Figure 1. CO2 Emissions by Policy
The carbon fee drives substantial immediate emissions reductions due to cost-effective fuel switching from coal to natural gas generation in the early years. The CEAA and CEPP policies encourage renewable investment but do not distinguish between emissions from fossil sources, so they do not incentivize a similar near-term shift from coal to natural gas.
Cost of Electricity
A transition to a clean electricity grid will require substantial investment. The proposed CEAA and CEPP policies would provide hundreds of billions of dollars from the federal government to enable the transition, but additional private investment would also be required. The transition to renewables would also yield substantial fuel cost savings. The imposition of a carbon fee would add new costs to electricity supplies and raise revenues for the federal government. Federal revenues raised from a carbon fee could be used to offset effects on consumer electricity prices or for other purposes.
We analyzed the change in resource costs necessary to build and operate the electricity system under the modeled policies and evaluated the expected change in the consumer electricity price. Our findings indicate government investment in renewables through the CEAA and CEPP, coupled with fuel cost savings, leads to reduced costs for ratepayers. The addition of a carbon fee raises costs for ratepayers compared to a policy that used only clean energy incentives, but projected rates remain below the level in the baseline. In other words, a comprehensive package consisting of the CEPP, CEAA, and a carbon fee results in a reduction in projected electricity costs for consumers overall.
Figure 2. Cost Impact on Consumer Retail Electricity Prices (Percent of AEO 2021 Forecast)
To quantify the effects of the policy combinations on consumer electricity costs we assessed the national change in resource cost from baseline necessary to meet consumer demand, subtracted the clean energy incentives provided by the federal government in the form of the CEAA and CEPP, and added the carbon fees when applicable. We then divided this estimate of the change in resource costs for the industry by total national consumption to calculate an estimate of the consumer burden for these policies compared to the baseline, represented in cents/kWh. We report percent changes from the Annual Energy Outlook (2021) baseline forecast of national average retail electricity prices, which are approximately 10.5 cents per kWh over the next two decades. The impact on consumers is shown in Figure 2. The CEAA and CEPP together reduce expected retail electricity prices by 5.1-6.4 percent. The carbon fees in the absence of other policies would increase costs 3.9-7.8 percent, though government revenues from the fee could be used to mitigate effects on consumers. The combined impact of the clean energy incentive programs when paired with either carbon fee leads to cost reductions of approximately 4.3-5.1 percent for consumers.

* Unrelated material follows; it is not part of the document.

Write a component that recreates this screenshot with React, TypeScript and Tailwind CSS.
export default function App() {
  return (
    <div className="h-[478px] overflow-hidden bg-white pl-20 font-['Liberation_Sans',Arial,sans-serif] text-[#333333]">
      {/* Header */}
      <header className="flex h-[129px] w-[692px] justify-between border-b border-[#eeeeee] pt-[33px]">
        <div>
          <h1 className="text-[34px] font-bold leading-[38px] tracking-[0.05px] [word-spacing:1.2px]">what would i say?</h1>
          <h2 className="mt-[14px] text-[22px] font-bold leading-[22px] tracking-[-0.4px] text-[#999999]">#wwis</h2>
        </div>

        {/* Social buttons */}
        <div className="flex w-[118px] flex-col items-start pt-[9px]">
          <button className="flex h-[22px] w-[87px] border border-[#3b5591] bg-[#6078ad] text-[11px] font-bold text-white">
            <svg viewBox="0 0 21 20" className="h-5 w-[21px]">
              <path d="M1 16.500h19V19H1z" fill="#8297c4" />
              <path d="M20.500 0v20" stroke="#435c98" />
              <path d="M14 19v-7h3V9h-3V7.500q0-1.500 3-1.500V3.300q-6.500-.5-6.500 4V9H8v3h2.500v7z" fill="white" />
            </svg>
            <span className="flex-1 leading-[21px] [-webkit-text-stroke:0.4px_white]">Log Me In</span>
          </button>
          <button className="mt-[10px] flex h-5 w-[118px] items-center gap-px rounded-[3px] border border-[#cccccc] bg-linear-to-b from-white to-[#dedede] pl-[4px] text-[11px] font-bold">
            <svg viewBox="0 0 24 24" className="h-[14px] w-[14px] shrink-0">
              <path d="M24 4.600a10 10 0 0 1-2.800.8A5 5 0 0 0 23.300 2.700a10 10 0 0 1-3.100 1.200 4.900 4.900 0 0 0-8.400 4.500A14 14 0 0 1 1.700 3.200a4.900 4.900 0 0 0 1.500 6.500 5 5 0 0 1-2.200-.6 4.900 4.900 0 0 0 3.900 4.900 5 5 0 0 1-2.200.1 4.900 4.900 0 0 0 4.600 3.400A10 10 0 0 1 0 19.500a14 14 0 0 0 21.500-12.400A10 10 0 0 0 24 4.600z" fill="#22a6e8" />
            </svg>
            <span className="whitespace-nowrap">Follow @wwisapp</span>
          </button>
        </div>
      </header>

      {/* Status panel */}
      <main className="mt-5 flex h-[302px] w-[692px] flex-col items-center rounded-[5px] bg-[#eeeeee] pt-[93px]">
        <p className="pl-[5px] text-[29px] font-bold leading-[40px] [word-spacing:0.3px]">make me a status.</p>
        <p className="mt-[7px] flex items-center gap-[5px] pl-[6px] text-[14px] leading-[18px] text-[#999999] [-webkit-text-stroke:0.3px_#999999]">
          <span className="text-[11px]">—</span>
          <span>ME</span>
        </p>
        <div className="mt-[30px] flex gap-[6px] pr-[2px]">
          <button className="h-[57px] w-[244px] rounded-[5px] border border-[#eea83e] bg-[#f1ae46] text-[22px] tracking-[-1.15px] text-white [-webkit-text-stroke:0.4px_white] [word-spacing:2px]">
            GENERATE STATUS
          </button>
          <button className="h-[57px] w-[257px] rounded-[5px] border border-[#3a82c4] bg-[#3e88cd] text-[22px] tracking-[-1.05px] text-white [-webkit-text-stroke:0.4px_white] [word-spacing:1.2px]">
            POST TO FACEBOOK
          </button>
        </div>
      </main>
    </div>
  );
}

We observe in Figure 2 that the addition of a carbon fee to the CEAA and CEPP has a synergistic effect. Although the carbon fee alone increases consumer costs compared to the baseline, the carbon fee incentivizes even greater deployment of clean electricity which is then eligible for federal funding under the CEAA and CEPP. The combination of CEAA, CEPP, and a carbon fee therefore results in consumer savings that are less than but proximate to savings achieved under the CEAA and CEPP alone.

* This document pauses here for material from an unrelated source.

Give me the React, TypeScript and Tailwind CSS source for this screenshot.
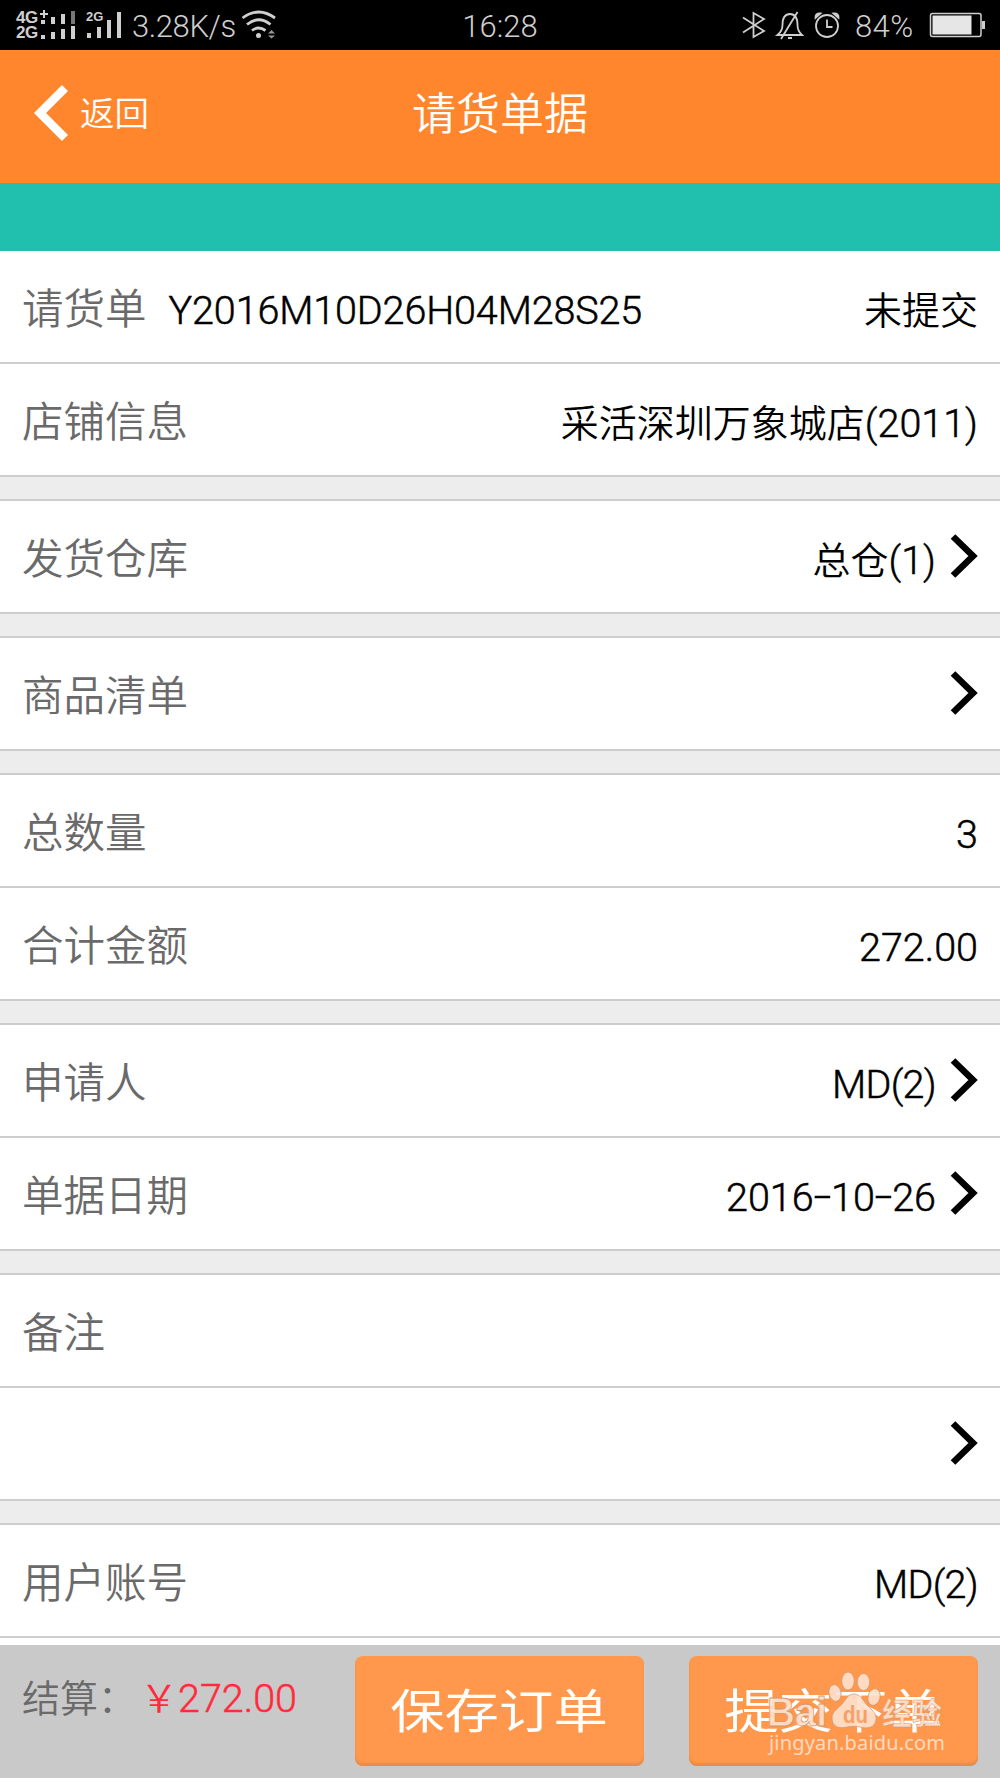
import React from "react";

type RowProps = {
  label?: string;
  code?: string;
  value?: string;
  arrow?: boolean;
};

function Arrow() {
  return (
    <svg className="ml-[12px] mt-[-2px] h-[46px] w-[30px] shrink-0" viewBox="0 0 30 46">
      <path d="M5 3.500 L25 23 L5 42.500" fill="none" stroke="#000" strokeWidth="6.600" />
    </svg>
  );
}

/* Latin runs use Roboto a little larger than the Chinese text; date hyphens are widened. */
function Mixed({ text }: { text: string }) {
  const runs = text.match(/[\u3000-\uffff]+|-|[^\u3000-\uffff-]+/g) ?? [];
  return (
    <>
      {runs.map((run, i) => {
        if (run === "-") {
          return (
            <span key={i} className="mx-[3px] inline-block -translate-y-[2px] scale-x-[1.6] font-['Roboto'] text-[39.5px] font-light leading-[50px] [-webkit-text-stroke:0.5px]">
              -
            </span>
          );
        }
        if (run.charCodeAt(0) >= 0x3000) return <span key={i}>{run}</span>;
        return (
          <span key={i} className="font-['Roboto'] text-[39.5px] font-light leading-[50px] [-webkit-text-stroke:0.5px]">
            {run}
          </span>
        );
      })}
    </>
  );
}

function Row({ label, code, value, arrow }: RowProps) {
  return (
    <div className="flex h-[113px] shrink-0 items-center border-b-2 border-[#cdcdcd] bg-white pl-[22px] pr-[22px]">
      {label && <span className="mt-[-2px] text-[41.5px] leading-[60px] text-[#6a6a6a]">{label}</span>}
      {code && (
        <span className="ml-[22px] mt-[2px] text-[38px] leading-[60px] tracking-[-0.12px] text-black">
          <Mixed text={code} />
        </span>
      )}
      <span className="flex-1" />
      {value && (
        <span className={"mt-[2px] whitespace-nowrap text-[38px] leading-[60px] text-black " + (value.startsWith("MD") ? "tracking-[-0.7px]" : "")}>
          <Mixed text={value} />
        </span>
      )}
      {arrow && <Arrow />}
    </div>
  );
}

function Gap() {
  return <div className="h-[24px] shrink-0 border-b-2 border-[#cdcdcd] bg-[#ededed]" />;
}

function StatusBar() {
  return (
    <div className="grid h-[50px] shrink-0 grid-cols-3 items-center bg-black text-[#cfcfcf]">
      <div className="flex h-[50px] items-center">
        <div className="ml-[16px] flex w-[23px] flex-col font-['Liberation_Sans'] text-[17px] font-bold leading-[15px] tracking-[-0.5px]">
          <span>4G</span>
          <span>2G</span>
        </div>
        <svg className="h-[50px] w-[38px]" viewBox="39 0 38 50" fill="#cfcfcf">
          <path d="M40 13h8v2h-8zM43 10h2v8h-2z" />
          <rect x="41" y="20" width="4" height="4" />
          <rect x="51" y="17" width="4" height="7" />
          <rect x="61" y="14" width="4" height="10" />
          <rect x="71" y="11" width="4" height="13" fill="#777" />
          <rect x="41" y="35" width="4" height="4" />
          <rect x="51" y="32" width="4" height="7" />
          <rect x="61" y="29" width="4" height="10" />
          <rect x="71" y="26" width="4" height="13" />
        </svg>
        <div className="relative ml-[9px] h-[50px] w-[38px]">
          <svg className="h-[50px] w-[38px]" viewBox="86 0 38 50" fill="#cfcfcf">
            <rect x="87" y="33" width="4" height="5" />
            <rect x="97" y="27" width="4" height="11" />
            <rect x="107" y="20" width="4" height="18" />
            <rect x="117" y="12" width="4" height="26" />
          </svg>
          <span className="absolute left-0 top-[10px] font-['Liberation_Sans'] text-[13px] font-bold leading-[14px]">2G</span>
        </div>
        <span className="ml-[8px] mt-[3px] w-[108px] whitespace-nowrap font-['Roboto'] text-[31px] font-light leading-[40px] tracking-[-0.4px]">3.28K/s</span>
        <svg className="h-[50px] w-[38px]" viewBox="240 0 38 50" fill="none" stroke="#cfcfcf" strokeWidth="2.8">
          <path d="M242.500 18 Q258.500 6 275 18M247 24.500 Q258.500 15 270.500 24.500M252 30.500 Q258.500 25.500 265.500 30.500" />
          <circle cx="258.500" cy="35.500" r="2.500" fill="#cfcfcf" stroke="none" />
          <path d="M268 33.500l3.500-3.500 3.500 3.500zM268 35.500h7l-3.500 3z" fill="#999" stroke="none" />
        </svg>
      </div>
      <div className="mt-[4px] text-center font-['Roboto'] text-[31px] font-light leading-[40px]">16:28</div>
      <div className="flex items-center justify-end">
        <svg className="h-[50px] w-[126px]" viewBox="742 0 126 50" fill="none" stroke="#cfcfcf" strokeWidth="1.800">
          <path d="M743 17.500 L764 31 L753.500 37 V13 L764 19 L743 32.500" />
          <path d="M777.500 35 H802 Q797.500 31 797.500 25 Q797.500 14 790 14 Q782.500 14 782.500 25 Q782.500 31 777.500 35ZM797.500 12 L781 39M788 38h4" />
          <circle cx="827" cy="26" r="11" />
          <path d="M827 19.500v7.500h5.500" />
          <path d="M815.500 18 Q815 13 820.500 13.500ZM838.500 18 Q839 13 833.500 13.500Z" fill="#cfcfcf" />
        </svg>
        <span className="-ml-[13px] mt-[4px] w-[60px] whitespace-nowrap font-['Roboto'] text-[31px] font-light leading-[40px] tracking-[0.4px]">84%</span>
        <svg className="ml-[13px] mr-[14px] h-[50px] w-[58px]" viewBox="928 0 58 50">
          <rect x="930.500" y="13.500" width="50.500" height="23" rx="2" fill="none" stroke="#cfcfcf" strokeWidth="1.500" />
          <rect x="932.500" y="15.500" width="39" height="19" fill="#e6e6e6" />
          <rect x="982" y="21" width="3" height="8" fill="#cfcfcf" />
        </svg>
      </div>
    </div>
  );
}

function Button({ text }: { text: string }) {
  return (
    <div className="flex h-[110px] w-[289px] items-center justify-center rounded-[8px] bg-[#ff974d] pb-[6px] pr-[2px] shadow-[inset_0_-3px_2px_#e98c4a]">
      <span className="block scale-x-[1.17] whitespace-nowrap text-[46.500px] font-normal leading-[60px] text-white">{text}</span>
    </div>
  );
}

function Watermark() {
  return (
    <svg className="absolute bottom-[4px] left-[757px] h-[110px] w-[200px]" viewBox="757 1664 200 110" fill="#ffe0cb" stroke="#d1976f" strokeWidth="0.800">
      <g opacity="0.92">
        <text x="767" y="1726" fontFamily="Liberation Sans" fontWeight="bold" fontSize="40" textLength="60" lengthAdjust="spacingAndGlyphs">Bai</text>
        <ellipse cx="848" cy="1681" rx="6.300" ry="9" />
        <ellipse cx="863.500" cy="1682" rx="6.300" ry="8.500" />
        <ellipse cx="835" cy="1693" rx="6" ry="8.500" transform="rotate(-12 835 1693)" />
        <ellipse cx="874" cy="1697" rx="6" ry="8.500" transform="rotate(14 874 1697)" />
        <path d="M854 1694 C860 1694 863 1700 867 1705 C873 1711 877 1714 876 1720 C875 1728 867 1729 860 1727 C856 1726 851 1726 847 1727 C839 1729 832 1727 832 1718 C832 1711 839 1708 843 1703 C846 1699 848 1694 854 1694Z" />
        <text x="843" y="1723" fill="#f3a269" stroke="none" fontFamily="Liberation Sans" fontWeight="bold" fontSize="23" textLength="25" lengthAdjust="spacingAndGlyphs">du</text>
        <text x="882" y="1724" strokeWidth="0.500" fontFamily="Noto Sans CJK SC" fontWeight="bold" fontSize="30" textLength="60" lengthAdjust="spacingAndGlyphs">经验</text>
        <text x="769" y="1750" stroke="none" fontFamily="Noto Sans" fontWeight="400" fontSize="20" textLength="176" lengthAdjust="spacing">jingyan.baidu.com</text>
      </g>
    </svg>
  );
}

export default function App() {
  return (
    <div className="flex h-[1778px] w-[1000px] flex-col overflow-hidden bg-white font-['Noto_Sans_CJK_SC',sans-serif] font-[350]">
      <StatusBar />
      <header className="grid h-[133px] shrink-0 grid-cols-3 items-center bg-[#ff862c] pb-[7px] text-white">
        <div className="flex items-center pl-[33px]">
          <svg className="h-[58px] w-[36px]" viewBox="33 84 36 58">
            <path d="M65 88 L40 113 L65 138" fill="none" stroke="#fff" strokeWidth="8.500" />
          </svg>
          <span className="ml-[11px] mt-[-4px] text-[34.500px] leading-[50px]">返回</span>
        </div>
        <h1 className="mt-[-4px] text-center text-[44px] font-[350] leading-[60px]">请货单据</h1>
      </header>
      <div className="h-[68px] shrink-0 bg-[#20bfae]" />
      <main className="flex min-h-0 flex-1 flex-col overflow-hidden">
        <Row label="请货单" code="Y2016M10D26H04M28S25" value="未提交" />
        <Row label="店铺信息" value="采活深圳万象城店(2011)" />
        <Gap />
        <Row label="发货仓库" value="总仓(1)" arrow />
        <Gap />
        <Row label="商品清单" arrow />
        <Gap />
        <Row label="总数量" value="3" />
        <Row label="合计金额" value="272.00" />
        <Gap />
        <Row label="申请人" value="MD(2)" arrow />
        <Row label="单据日期" value="2016-10-26" arrow />
        <Gap />
        <Row label="备注" />
        <Row arrow />
        <Gap />
        <Row label="用户账号" value="MD(2)" />
      </main>
      <footer className="relative flex h-[133px] shrink-0 items-start bg-[#c9c9c9] pl-[22px] pt-[11px]">
        <div className="mt-[10px] flex w-[333px] whitespace-nowrap text-[38px] leading-[60px]">
          <span className="w-[118px] text-[#6a6a6a]">结算：</span>
          <span className="text-[#ff2b3c]">
            <Mixed text="￥272.00" />
          </span>
        </div>
        <Button text="保存订单" />
        <div className="ml-[45px]">
          <Button text="提交下单" />
        </div>
        <Watermark />
      </footer>
    </div>
  );
}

Figure 3. Consumer Resource Savings per Metric Ton
Figure 3 illustrates the cost effectiveness of various policy combinations from a consumer perspective only, not accounting for changes in government revenues or producer profits. The figure illustrates that the CEAA, for example, yields $34 dollars in retail electricity cost savings for consumers for every metric ton abated, and it achieves 3.82 billion metric tons emissions reductions within the budget window (as reported in Table 1). The CEAA and CEPP policies together yield savings to consumers, even when coupled with a carbon fee. The policy combinations that include both the CEAA and CEPP along with a carbon fee achieve the greatest emissions reductions.
Conclusion
The clean electricity incentives proposed in the CEAA and CEPP policies are projected to decrease costs to electricity consumers and reduce emissions. The carbon fees modeled achieve more rapid emissions reductions than the CEAA and CEPP by promoting a substitution from coal to natural gas, but they also could raise costs for consumers depending on what the government does with the revenue. The net effect of a policy combination that incorporates the CEAA and CEPP and a carbon fee is a savings for consumers relative to the baseline, even if revenue from the carbon fee is not used to compensate consumers. While all of these policies make substantial progress toward the Biden Administration’s goal of an 80 percent clean electricity grid by 2030, none of these policies alone meet that objective. However, a comprehensive policy package combining incentives with a carbon fee achieves the Biden Administration’s clean electricity goal while reducing costs to consumers.
Notes
- Resource cost estimates of government grants to incentivize clean electricity do not include the first new MWhs equivalent to 1.5 percent of load. The model does not include a penalty for noncompliance; however, a penalty is essential to provide incentives for individual firm investment decisions. The model does not address questions of integration of renewables into the electricity system, which becomes increasingly relevant at high levels of clean generation as a percent of total load.
- The price path of both fees can be found in Figure 1 of “Emissions Projections under Alternative Climate Policy Proposals.”